TV Transatlantic
Television is, of course, a worldwide
industry and has been for a long time. Since the earliest days, there
has been a cross-fertilisation of ideas between British and American
writers, and concepts have crossed the Atlantic both ways. Some succeed
and some fail: the concepts of the likes of Steptoe and Son and
The Office have thrived in American soil, whereas the less said
about our attempt to imitage the Golden Girls with the Brighton Belles,
the better. There are however, deep in the bowels of television studios
and archives everywhere, many deep, dark and dirty secrets, and among
these are the television industry’s failures. Failures so embarrassing
and so humiliating that they can’t even be shown in the small hours of
Tuesday morning on ITV4. And yet, in the interests of truth,
investigative journalism and a cheap giggle, the Vervoid is probing deep
into the irritable bowels of the monster that is television and shining
a light into the duodenum of the transatlantic television industry. For
these are some of the most misconceived ideas ever to occur to televison
executives- and this is TV Transatlantic.
Inspector Morse (US, early 1990s)
The great and influential US
television executive Harry P Birdwelder was known for nothing if not his
eye for a great idea, so when the ANBS network were looking for a new
cop show in the mid-1990s, Harry cast his eye over the most popular
series running in England and found one he thought would translate.

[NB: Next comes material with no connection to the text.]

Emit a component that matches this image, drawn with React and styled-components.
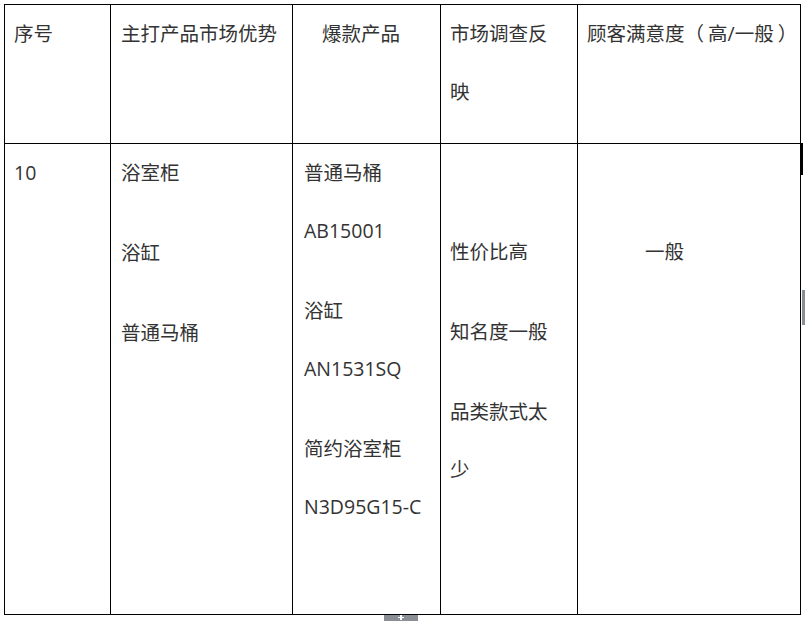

Inspector Morse had been running for several years and had revived
John Thaw’s career, so here, Harry thought, was a show which, properly
translated to an American setting, would allow an established actor to
be cast in the lead role. The Oxford location transferred easily enough
to Yale and the surroundings of New Haven, Connecticut, however at this
stage Birdwelder began to alter the format, to suit American tastes and
ultimately in too radical a fashion. The pilot episode saw hardened New
Haven cop Ernie Morse busting the drug dealers supplying Yale students,
however in the car chase which followed, Morse’s car flipped over at
speed. Tragically injured in the crash, although Morse retained all his
faculties he was confined to a wheelchair and could only communicate by
use of a special Morse telegraph device (this being the idea of a
promising young executive who pointed out that since Inspector Gadget
had plenty of gadgets, an American audience would expect Inspector Morse
to have a similar Morse-related gimmick) or by the instinctive rapport
he developed with his German shepherd dog Lewis (this idea being derived
from the waitress sent in to replenish the coffee, who went on to become
a promising young television executive). Although the plots of several
episodes were drafted and Empty Nest star Richard Mulligan mooted
for the part of Morse, ultimately both the network and the British
rights holders went distinctly cool on the American take and the series
was quietly shelved.
Star Trek (BBC, 1969)
While the BBC were comparatively quick
to purchase ‘Star Trek’ for UK transmission, it is a little-known and
yet crucial fact that for a brief period (between an eleven o’clock
Jaffa Cake and a particularly full lunch in the BBC canteen, if we are
to be precise) the BBC briefly considered buying not the series itself,
but the rights to the scripts and format, intending to make their own
series along broadly the same lines. Given that Out of the Unknown
had temporarily ceased production, the BBC considered that the resources
and technical ability existed, and so a bright young producer was sent
away to envisage how the series could be made in monochrome and on
videotape and to reflect a British audience’s expectations. If James T
Kirk was a substitute John F Kennedy, Captain Derek "Squiffy" Addingham
(to be played by screen veteran Richard Todd) would be a more avuncular
Harold Macmillan type, difficult to dislike and with a firm conviction
that the best way to resolve a crisis was with a cup of tea and a slice
of Auntie Flo’s Dundee cake or, when extreme measures were called for, a
half of lukewarm bitter. Andre Maranne was mooted for the role of the
second-in-command half-alien Eigorf, on the grounds that the effect that
Leonard Nimoy’s Spock had had in the Deep South by having pointy ears
could be more or less replicated in Guildford by speaking with a French
accent. The basic format remained the same; the HMSS Golden Hind II
would explore strange new worlds, seek out new life and new
civilisations and, while giving them a friendly pat on the back, explain
concepts such as personal hygiene, roughage and decent sanitary
arrangements. There was, however, a general feeling that the expansive
view of Star Trek was not entirely suited to production at the
BBC at the time, particularly when a potential costume designer asked
what was available to fulfil the series’ demand for multifarious
monsters of different shapes, sizes, species and origins, and was
pointed in the direction of the BBC foam machine, which was being
refurbished after being used every week in Patrick Troughton’s Doctor
Who. The idea was quietly forgotten about and the paperwork placed
inside the film cans holding several episodes of ‘Marco Polo’ for safe
keeping.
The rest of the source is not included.